Dans le rôle écrasant du personnage titre, Nicola Alaimo prend place dans le panthéon des grands interprètes de par sa sensibilité au service d’une vocalisation hors pair de baryton lui permettant d’habiter le rôle d’une manière qui aurait fait plaisir à Victor Hugo, auteur du Roi s’amuse (1832), cette pièce dont Piave s’inspira pour offrir à Verdi l’un de ses chefs d’œuvre. Il assure depuis le début de l’œuvre une dramaturgie qui pallie la lourdeur des images que l’on nous propose, par exemple, vers la fin, les larmes coulant d’une montagne.

 

Dans l’incarnation de sa fille, Gilda, on retrouve Jessica Nuccio, soprano toute de douceur et de clarté, jusqu’au suraigu, et qui joue parfaitement d’une fragilité qui rend le personnage non seulement crédible, mais envoûtant. Elle est d’autant plus méritante qu’elle a remplacé une consœur qui, après étude du rôle, a décidé de se désister.

 

Quant à Enea Scala, jeune premier brillantissime, il enchaîne les airs les plus connus avec une facilité déconcertante, un naturel et une précision qui n’obligent pas à faire abstraction de  l’aspect physique de l’interprète, comme c’est souvent le cas pour certains prétendants proposés ici où là dans ce rôle-phare pour ténors.

 

L’orchestre, placé sous la baguette de Roberto Rizzi-Brignoli, chef que nous avions déjà pu apprécier dans Turandot nous a régalés par une précision qui permet de redécouvrir les détails de la partition. Pour en ajouter dans un dithyrambe justifié, soulignons que les rôles dits secondaires ont tenu parfaitement leur rang. Dans l’expression d’une semi-vulgarité parfaitement maîtrisée, la mezzo-soprano Annunziata Vestri a permis une poignante interprétation du célèbre quatuor vocal du troisième acte.

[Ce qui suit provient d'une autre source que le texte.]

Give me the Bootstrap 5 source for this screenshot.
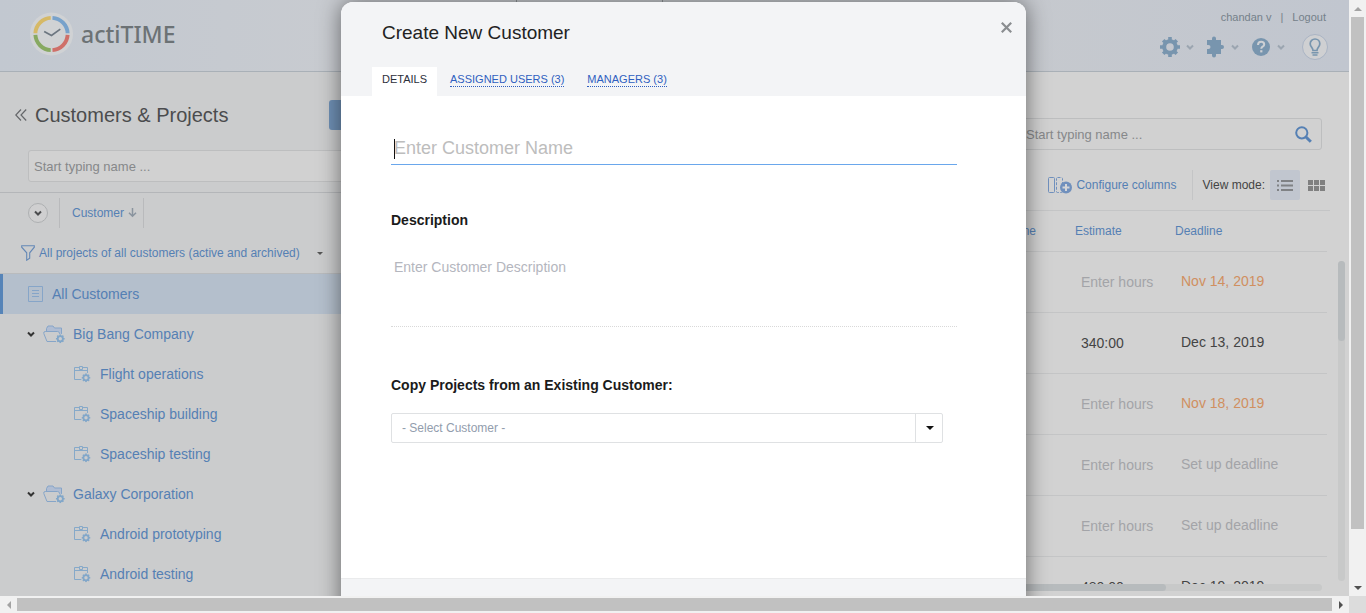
<!DOCTYPE html>
<html lang="en">
<head>
<meta charset="utf-8">
<meta name="viewport" content="width=device-width, initial-scale=1">
<title>actiTIME - Customers &amp; Projects</title>
<link href="https://cdn.jsdelivr.net/npm/bootstrap@5.3.0/dist/css/bootstrap.min.css" rel="stylesheet">
<style>
  :root { --blue: #5580b4; --soft-blue: #86a5c8; --line: #b9bbbd; --pane: #cbcccd; --sheet: #d2d2d2; }
  body { font-family: "Liberation Sans", Arial, sans-serif; font-size: 14px; line-height: 20px; color: #444; background: var(--sheet); }
  button, input, textarea, select { font-family: inherit; }
  svg { display: block; flex: none; }
  a { color: var(--blue); text-decoration: none; }
  .plain { border: 0; background: none; padding: 0; color: inherit; }
  .text12 { font-size: 12px; }

  /* window frame with its scroll bars */
  .frame { display: grid; grid-template: minmax(0, 1fr) 17px / minmax(0, 1fr) 17px; height: 100vh; }
  .rail { background: #f1f1f1; }
  .rail button { width: 17px; height: 17px; display: flex; align-items: center; justify-content: center; flex: none; }
  .thumb { background: #c1c1c1; }
  .rail-y .thumb { width: 13px; flex: 0 1 512px; }
  .rail-x .thumb { height: 13px; flex: 1; }
  .corner { background: #dcdcdc; }

  /* top bar */
  .topbar { height: 72px; border-bottom: 1px solid #a9b0b7; background: linear-gradient(90deg, #c2c8d0, #c8cbd0 25%, #c6c9ce 75%, #c1c6cf); padding: 0 21px 0 30px; }
  .brand { font-family: "Noto Sans", sans-serif; font-size: 23px; font-weight: 500; color: #6c7275; line-height: 30px; }
  .sections { margin: 0 auto 0 341px; width: 147px; border: solid #8f9499; border-width: 0 1px; }
  .account { font-size: 11px; line-height: 14px; color: #75818a; padding-right: 2px; }
  .account a { color: inherit; }
  .tool { display: flex; align-items: center; gap: 6px; color: #7895ae; }
  .bulb { width: 26px; height: 26px; border: 1px solid #aab4c4; border-radius: 50%; background: #cfd0d2; justify-content: center; }

  /* customer pane */
  .pane { width: 500px; background: var(--pane); flex: none; }
  .pane h1 { font-size: 20px; line-height: 30px; font-weight: 400; color: #4b4c4e; margin: 0; }
  .new-btn { height: 30px; width: 100px; border-radius: 3px; background: #6f90b5; color: #dde; }
  .find { height: 32px; border: 1px solid #bdbebf; border-radius: 3px; background: #d1d1d1; padding: 0 5px; font-size: 13px; color: #444; box-shadow: none; }
  .find::placeholder { color: #86888a; opacity: 1; }
  .sortbar { height: 41px; border-top: 1px solid #b4b6b9; }
  .filter { height: 41px; border-bottom: 1px solid var(--line); padding-left: 21px; color: var(--blue); }
  .divider { width: 1px; height: 30px; background: #b9babc; }
  .round { width: 20px; height: 20px; border: 1px solid #aeb0b2; border-radius: 50%; background: #cfcfd0; }
  .tree a { display: flex; align-items: center; height: 40px; }
  .tree .all { background: #b4bfcc; border-left: 3px solid #5684b8; padding-left: 25px; gap: 9px; }
  .tree .firm { padding-left: 27px; gap: 8px; }
  .tree .job { padding-left: 73px; gap: 9px; }

  /* task sheet */
  .sheet { padding-top: 46px; }
  .search-wrap { width: 302px; margin-right: 27px; }
  .search-wrap .glass { right: 10px; top: 8px; }
  .toolbar { height: 30px; margin: 20px 18px 10px 0; color: #444; }
  .mode { width: 30px; height: 30px; }
  .mode.on { background: #c1c6cf; border-radius: 2px; }
  .tasks { table-layout: fixed; width: calc(100% - 3px); border-collapse: separate; border-spacing: 0; }
  .tasks th { height: 41px; font-size: 12px; font-weight: 400; color: var(--blue); border-bottom: 1px solid #c4c5c6; padding: 0; }
  .tasks td { height: 61px; border-bottom: 1px solid #c4c5c6; padding: 0 6px 2px; }
  .tasks td.est { padding-bottom: 0; }
  .tasks .blank { color: #a3a4a8; }
  .tasks .late { color: #d08f60; }
  .bar { background: #c8c9c9; border-radius: 4px; flex: none; }
  .bar div { background: #b7bbbd; border-radius: 4px; }
  .bar-y { width: 7px; margin: 51px 4px 3px 8px; }
  .bar-y div { height: 80px; }
  .bar-x { height: 7px; margin: 0 27px 5px 0; }
  .bar-x div { height: 7px; width: 81%; }

  /* dialog */
  .veil { position: absolute; inset: 0 0 17px 0; overflow: hidden; padding: 2px 0 0 1px; pointer-events: none; }
  .dialog { width: 685px; max-width: 100%; background: #fff; border-radius: 12px; box-shadow: 0 0 22px rgba(0,0,0,.5); pointer-events: auto; overflow: hidden; align-self: flex-start; }
  .dialog-top { height: 94px; background: #f3f4f6; padding: 0 14px 0 31px; }
  .dialog h2 { font-size: 19px; line-height: 24px; font-weight: 400; color: #222; margin: 19px 0 0 10px; }
  .tabs { gap: 3px; font-size: 11px; }
  .tabs a { height: 29px; padding: 5px 10px 0; line-height: 14px; color: #2f5fc0; }
  .tabs a span { display: block; border-bottom: 1px dotted #2f5fc0; }
  .tabs a.on { background: #fff; color: #2c303a; }
  .tabs a.on span { border: 0; }
  .dialog-main { padding: 35px 69px 0 50px; height: 482px; }
  .dialog-main label { display: block; font-weight: 700; color: #1b1b1b; }
  .name { height: 34px; width: 100%; border: 0; border-bottom: 1px solid #6aa7ec; padding: 1px 3px 0; font-size: 18px; outline: 0; }
  .name::placeholder { color: #bdbdbd; }
  .cursor { left: 3px; top: 8px; width: 1px; height: 20px; background: #111; }
  .about { display: block; width: 100%; height: 75px; margin: 22px 0 48px; border: 0; border-bottom: 1px dotted #d9d9d9; padding: 5px 3px; resize: none; outline: 0; }
  .about::placeholder { color: #b4b6be; }
  .picker { margin: 18px 14px 0 0; }
  .picker select { appearance: none; width: 100%; height: 30px; border: 1px solid #dfe1e3; border-radius: 2px; background: #fff; color: #929dad; font-size: 12px; padding: 0 10px; }
  .picker span { right: 0; top: 0; width: 28px; height: 30px; border-left: 1px solid #dfe1e3; pointer-events: none; }
  .dialog-foot { height: 60px; background: #f3f4f6; border-top: 1px solid #eaebec; }
</style>
</head>
<body class="overflow-hidden">

<svg width="0" height="0" class="position-absolute" aria-hidden="true">
  <symbol id="cog" viewBox="0 0 20 20">
    <circle cx="10" cy="10" r="5.8" fill="none" stroke="currentColor" stroke-width="4"/>
    <g stroke="currentColor" stroke-width="3.6"><path d="M10 0v4M10 16v4M0 10h4M16 10h4M3.2 3.2 5.6 5.6M14.4 14.4l2.4 2.4M3.2 16.8l2.4-2.4M14.4 5.6l2.4-2.4"/></g>
  </symbol>
  <symbol id="chev" viewBox="0 0 8 8"><path d="M1 2.5 4 5.5 7 2.5" fill="none" stroke="currentColor" stroke-width="2"/></symbol>
  <symbol id="caret" viewBox="0 0 8 4"><path d="M0 0h8L4 4z" fill="currentColor"/></symbol>
  <symbol id="folder" viewBox="0 0 22 19">
    <path d="M3.5 6V3.5L5 1h5l1.500 2h7v8" fill="#b0bdd3" stroke="#86a5c8"/>
    <path d="M13 16.500H4L.8 8.500q-.4-2 1.400-2h12.500q1.300 0 1.600 1.300l.7 2.200" fill="#cbcccd" stroke="#86a5c8"/>
    <circle cx="17.300" cy="13.700" r="5" fill="#cbcccd"/>
    <use href="#cog" x="12.800" y="9.200" width="9" height="9" color="#82a7c9"/>
  </symbol>
  <symbol id="project" viewBox="0 0 18 17">
    <path d="M9 13.500H1.500V1.500h13v6M1.500 4.500h13" fill="none" stroke="#86a9c9"/>
    <path d="M6.500.5h3v3h-3z" fill="#cbcccd" stroke="#86a9c9"/>
    <circle cx="13" cy="11.800" r="5" fill="#cbcccd"/>
    <use href="#cog" x="8.500" y="7.300" width="9" height="9" color="#82a7c9"/>
  </symbol>
</svg>

<div class="frame position-relative">
  <div class="d-flex flex-column overflow-hidden">

    <header class="topbar d-flex justify-content-between flex-shrink-0">
      <a href="#" class="d-flex align-items-center gap-2 pb-1">
        <svg width="43" height="44" viewBox="0 0 44 44">
          <circle cx="22" cy="22" r="22" fill="#d0d2d4"/>
          <g fill="none" stroke-width="4">
            <path d="M5.500 21.200A16.500 16.500 0 0 1 21.200 5.500" stroke="#d6b966"/>
            <path d="M23 5.500A16.500 16.500 0 0 1 38.500 21.200" stroke="#78a2cb"/>
            <path d="M38.500 23A16.500 16.500 0 0 1 23 38.500" stroke="#cf7069"/>
            <path d="M21.200 38.500A16.500 16.500 0 0 1 5.500 23" stroke="#87a961"/>
          </g>
          <path d="M14.500 19.500 22 23.500l9-6.500" fill="none" stroke="#6c7680" stroke-width="1.800"/>
        </svg>
        <span class="brand">actiTIME</span>
      </a>
      <div class="sections"></div>
      <div class="d-flex flex-column align-items-end">
        <div class="account d-flex" style="gap:9px;margin-top:10px"><a href="#">chandan v</a><span>|</span><a href="#">Logout</a></div>
        <div class="d-flex align-items-center" style="margin-top:10px;gap:12px">
          <button class="plain tool" aria-label="Settings"><svg width="20" height="20"><use href="#cog"/></svg><svg width="8" height="8" color="#9ba5b0"><use href="#chev"/></svg></button>
          <button class="plain tool" aria-label="Add-ons"><svg width="19" height="22" viewBox="0 0 19 22"><path fill="currentColor" d="M1 4h5V2.500a2 2 0 1 1 4 0V4h5v5h1a2 2 0 1 1 0 4h-1v5h-5v1.500a2 2 0 1 1-4 0V18H1v-5h1.500a2 2 0 1 0 0-4H1z"/></svg><svg width="8" height="8" color="#9ba5b0"><use href="#chev"/></svg></button>
          <button class="plain tool" aria-label="Help"><svg width="20" height="20" viewBox="0 0 20 20"><circle cx="10" cy="10" r="9" fill="currentColor"/><path d="M7 8q.1-3.200 3.200-3.200 3 0 3 2.600 0 1.300-1.600 2.300-1.300.8-1.300 2" fill="none" stroke="#cdd0d4" stroke-width="2"/><path d="M9.200 13.200h2.200v2.200H9.200z" fill="#cdd0d4"/></svg><svg width="8" height="8" color="#9ba5b0"><use href="#chev"/></svg></button>
          <button class="plain tool bulb" style="margin-left:5px" aria-label="Tips"><svg width="12" height="18" viewBox="0 0 12 18"><path d="M4 12.500C4 9.800 1.200 8.800 1.200 5.800a4.800 4.800 0 0 1 9.600 0C10.800 8.800 8 9.800 8 12.500z" fill="none" stroke="currentColor" stroke-width="1.700"/><path d="M2.500 14.700h7M3.500 17h5" stroke="currentColor" stroke-width="1.500"/></svg></button>
        </div>
      </div>
    </header>

    <main class="d-flex flex-grow-1" style="min-height:0">
      <aside class="pane overflow-hidden">
        <div class="d-flex align-items-center" style="padding:28px 71px 0 15px">
          <button class="plain" aria-label="Collapse"><svg width="12" height="12" viewBox="0 0 12 12"><path d="M6 .5.800 6 6 11.500M11.200.5 6 6l5.200 5.500" fill="none" stroke="#65676a" stroke-width="1.200"/></svg></button>
          <h1 class="ms-2">Customers &amp; Projects</h1>
          <button class="plain new-btn ms-auto">+ Add New</button>
        </div>
        <div style="padding:20px 20px 10px 28px"><input class="find w-100" type="text" placeholder="Start typing name ..." aria-label="Find customer"></div>
        <div class="sortbar d-flex align-items-center text12" style="padding-left:28px">
          <button class="plain round d-flex align-items-center justify-content-center" aria-label="Expand all"><svg width="8" height="8" color="#4b4c4e"><use href="#chev"/></svg></button>
          <span class="divider" style="margin:0 12px 0 11px"></span>
          <a href="#" class="d-flex align-items-center gap-1">Customer <svg width="9" height="10" viewBox="0 0 9 10"><path d="M4.500 0v8M1 4.700l3.500 3.500L8 4.700" fill="none" stroke="#8a949e" stroke-width="1.500"/></svg></a>
          <span class="divider" style="margin-left:6px"></span>
        </div>
        <div class="filter d-flex align-items-center text12">
          <svg width="14" height="16" viewBox="0 0 14 16"><path d="M.7.7h12.600v1.500L8.700 7.800v5.400l-3 2V7.800L.7 2.200z" fill="none" stroke="#6488b6" stroke-width="1.100"/></svg>
          <button class="plain ms-1">All projects of all customers (active and archived)</button>
          <svg width="6" height="3" color="#555" style="margin-left:17px"><use href="#caret"/></svg>
        </div>
        <nav class="tree">
          <a href="#" class="all"><svg width="15" height="16" viewBox="0 0 15 16"><path d="M.5.5h14v15H.5zM4 4.500h7M4 7.500h7M4 10.500h7" fill="none" stroke="#86a5c8"/></svg>All Customers</a>
          <a href="#" class="firm"><svg width="8" height="8" color="#333"><use href="#chev"/></svg><svg width="22" height="19"><use href="#folder"/></svg>Big Bang Company</a>
          <a href="#" class="job"><svg width="18" height="17"><use href="#project"/></svg>Flight operations</a>
          <a href="#" class="job"><svg width="18" height="17"><use href="#project"/></svg>Spaceship building</a>
          <a href="#" class="job"><svg width="18" height="17"><use href="#project"/></svg>Spaceship testing</a>
          <a href="#" class="firm"><svg width="8" height="8" color="#333"><use href="#chev"/></svg><svg width="22" height="19"><use href="#folder"/></svg>Galaxy Corporation</a>
          <a href="#" class="job"><svg width="18" height="17"><use href="#project"/></svg>Android prototyping</a>
          <a href="#" class="job"><svg width="18" height="17"><use href="#project"/></svg>Android testing</a>
        </nav>
      </aside>

      <section class="sheet d-flex flex-column flex-grow-1" style="min-width:0">
        <div class="search-wrap position-relative ms-auto">
          <input class="find w-100" type="text" placeholder="Start typing name ..." aria-label="Find task">
          <button class="plain glass position-absolute" aria-label="Search"><svg width="17" height="17" viewBox="0 0 17 17"><circle cx="6.800" cy="6.800" r="5.600" fill="none" stroke="#5580b4" stroke-width="2"/><path d="m11 11 4.800 4.800" stroke="#5580b4" stroke-width="3"/></svg></button>
        </div>
        <div class="toolbar d-flex align-items-center justify-content-end text12">
          <a href="#" class="d-flex align-items-center gap-1">
            <svg width="24" height="17" viewBox="0 0 24 17"><rect x=".5" y=".5" width="6" height="15" rx="1" fill="none" stroke="#7090bd"/><rect x="8.500" y=".5" width="6" height="15" rx="1" fill="none" stroke="#7090bd" stroke-dasharray="3 1.500"/><circle cx="18" cy="10.500" r="6" fill="#7090bd"/><path d="M18 7v7M14.500 10.500h7" stroke="#d5d6d8" stroke-width="2"/></svg>
            Configure columns</a>
          <span class="divider" style="margin:0 10px 0 15px;background:#c4c5c6"></span>
          <span>View mode:</span>
          <button class="plain mode on d-flex align-items-center justify-content-center" style="margin-left:5px" aria-label="List"><svg width="16" height="11" viewBox="0 0 16 11"><path d="M0 1h2M0 5.500h2M0 10h2M4 1h12M4 5.500h12M4 10h12" stroke="#808285" stroke-width="1.800"/></svg></button>
          <button class="plain mode d-flex align-items-center justify-content-center" aria-label="Tiles" style="margin-left:1px"><svg width="17" height="11" viewBox="0 0 17 11"><path d="M0 0h5v5H0zM6 0h5v5H6zM12 0h5v5h-5zM0 6h5v5H0zM6 6h5v5H6zM12 6h5v5h-5z" fill="#808080"/></svg></button>
        </div>
        <div class="d-flex flex-grow-1" style="min-height:0">
          <div class="flex-grow-1 overflow-hidden" style="border-top:1px solid #c4c5c6">
            <table class="tasks">
              <colgroup><col><col style="width:120px"><col style="width:100px"><col style="width:152px"></colgroup>
              <thead><tr><th>Task</th><th class="text-end" style="padding-right:39px">Timeline</th><th>Estimate</th><th>Deadline</th></tr></thead>
              <tbody>
                <tr><td></td><td></td><td class="est blank">Enter hours</td><td class="late">Nov 14, 2019</td></tr>
                <tr><td></td><td></td><td class="est">340:00</td><td>Dec 13, 2019</td></tr>
                <tr><td></td><td></td><td class="est blank">Enter hours</td><td class="late">Nov 18, 2019</td></tr>
                <tr><td></td><td></td><td class="est blank">Enter hours</td><td class="blank">Set up deadline</td></tr>
                <tr><td></td><td></td><td class="est blank">Enter hours</td><td class="blank">Set up deadline</td></tr>
                <tr><td></td><td></td><td class="est">480:00</td><td>Dec 19, 2019</td></tr>
              </tbody>
            </table>
          </div>
          <div class="bar bar-y"><div></div></div>
        </div>
        <div class="bar bar-x"><div></div></div>
      </section>
    </main>
  </div>

  <div class="rail rail-y d-flex flex-column align-items-center">
    <button class="plain" aria-label="Scroll up"><svg width="8" height="4" viewBox="0 0 8 4"><path d="M0 4h8L4 0z" fill="#a3a3a3"/></svg></button>
    <div class="thumb"></div>
    <button class="plain mt-auto" aria-label="Scroll down"><svg width="8" height="4" color="#505050"><use href="#caret"/></svg></button>
  </div>
  <div class="rail rail-x d-flex align-items-center">
    <button class="plain" aria-label="Scroll left"><svg width="4" height="8" viewBox="0 0 4 8"><path d="M4 0v8L0 4z" fill="#a3a3a3"/></svg></button>
    <div class="thumb"></div>
    <button class="plain" aria-label="Scroll right"><svg width="4" height="8" viewBox="0 0 4 8"><path d="M0 0v8l4-4z" fill="#505050"/></svg></button>
  </div>
  <div class="corner"></div>

  <div class="veil d-flex justify-content-center">
    <div class="dialog" role="dialog" aria-labelledby="dialogTitle">
      <div class="dialog-top d-flex justify-content-between">
        <div class="d-flex flex-column justify-content-between">
          <h2 id="dialogTitle">Create New Customer</h2>
          <nav class="tabs d-flex">
            <a href="#" class="on"><span>DETAILS</span></a>
            <a href="#"><span>ASSIGNED USERS (3)</span></a>
            <a href="#"><span>MANAGERS (3)</span></a>
          </nav>
        </div>
        <button class="plain align-self-start" style="margin-top:20px" aria-label="Close"><svg width="11" height="11" viewBox="0 0 11 11"><path d="m.8.800 9.400 9.400M10.200.8.800 10.200" stroke="#8a8d90" stroke-width="2.200"/></svg></button>
      </div>
      <form class="dialog-main">
        <div class="position-relative" style="margin-bottom:45px">
          <input class="name" type="text" placeholder="Enter Customer Name" aria-label="Customer name">
          <span class="cursor position-absolute"></span>
        </div>
        <label for="about">Description</label>
        <textarea class="about" id="about" placeholder="Enter Customer Description"></textarea>
        <label for="source">Copy Projects from an Existing Customer:</label>
        <div class="picker position-relative">
          <select id="source"><option>- Select Customer -</option></select>
          <span class="position-absolute d-flex align-items-center justify-content-center"><svg width="8" height="4" color="#111"><use href="#caret"/></svg></span>
        </div>
      </form>
      <div class="dialog-foot"></div>
    </div>
  </div>
</div>

<script src="https://cdn.jsdelivr.net/npm/bootstrap@5.3.0/dist/js/bootstrap.bundle.min.js"></script>
</body>
</html>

Sparafucile, le tueur, interprété par Alexey Tikhomirov, comme les neuf autres membres de la distribution méritent les éloges, de même que les choristes, surtout des hommes, dans cet ouvrage fort peu féministe, qui eut maille à partir avec la censure lors de sa création à la Fenice de Venise en  mars 1851, mais pour motifs politiques.

 

A Marseille l’œuvre fut créée le 13 mai 1860. Malgré son succès, elle ne parvint pas à renflouer les caisses de l’opéra, ce qui conduisit à la démission du directeur Théodore-Constantin-Alexandre Baudin dit Letellier (1801-1877).

 

 

Les cinq représentations marseillaises de ce Rigoletto ont fait salle comble et ont obtenu un franc succès, ce qui n’est que justice. Venons-en à la mise en scène et surtout aux décors. La première partie relève à nos yeux sur ce plan d’un conventionnel regrettable et la seconde d’un pseudo symbolisme écrasant de banalité. La mise en scène, qui fonctionne  par la force des choses en réduction de celle d’Orange, ne déborde pas d’inventivité, mais ne nuit pas à l’ensemble. Les costumes sont eux aussi des plus classiques. Une mention est cependant à décerner aux lumières de Marc Delamazière qui soulignent sans excès les temps forts et les états psychologiques des diverses interprétations.

 

Dans un autre style, la récente réalisation de Traviata, comme nous l’avons souligné en son temps, n’était pas digne de la qualité musicale proposée. Jacques Roubaud n’est pas en cause, qui avait signé une belle mise en scène de Turandot.  Posons le tout net. S’il s’agit de nécessités économiques, tout à fait compréhensibles, mieux vaudrait proposer moins d’œuvres au programme et en appeler, comme cela se fit jadis à Lyon, Paris, ou Aix en Provence à des stars de la mise en scène et du décor du théâtre, charge à eux de prendre à bras le corps les ouvrages classiques, voire les poncifs, pour les revisiter.

 

En conclusion, la qualité musicale de ce Rigoletto est sans conteste la plus remarquable que nous ayons entendue cette saison dans la cité phocéenne, sachant, comme nous en avons témoigné, que la barre était déjà haut placée. Incontestablement, cela situe l’opéra de Marseille parmi les grandes scènes internationales, qui plus est avec des interprètes qui ont devant eux de longues  années de carrière.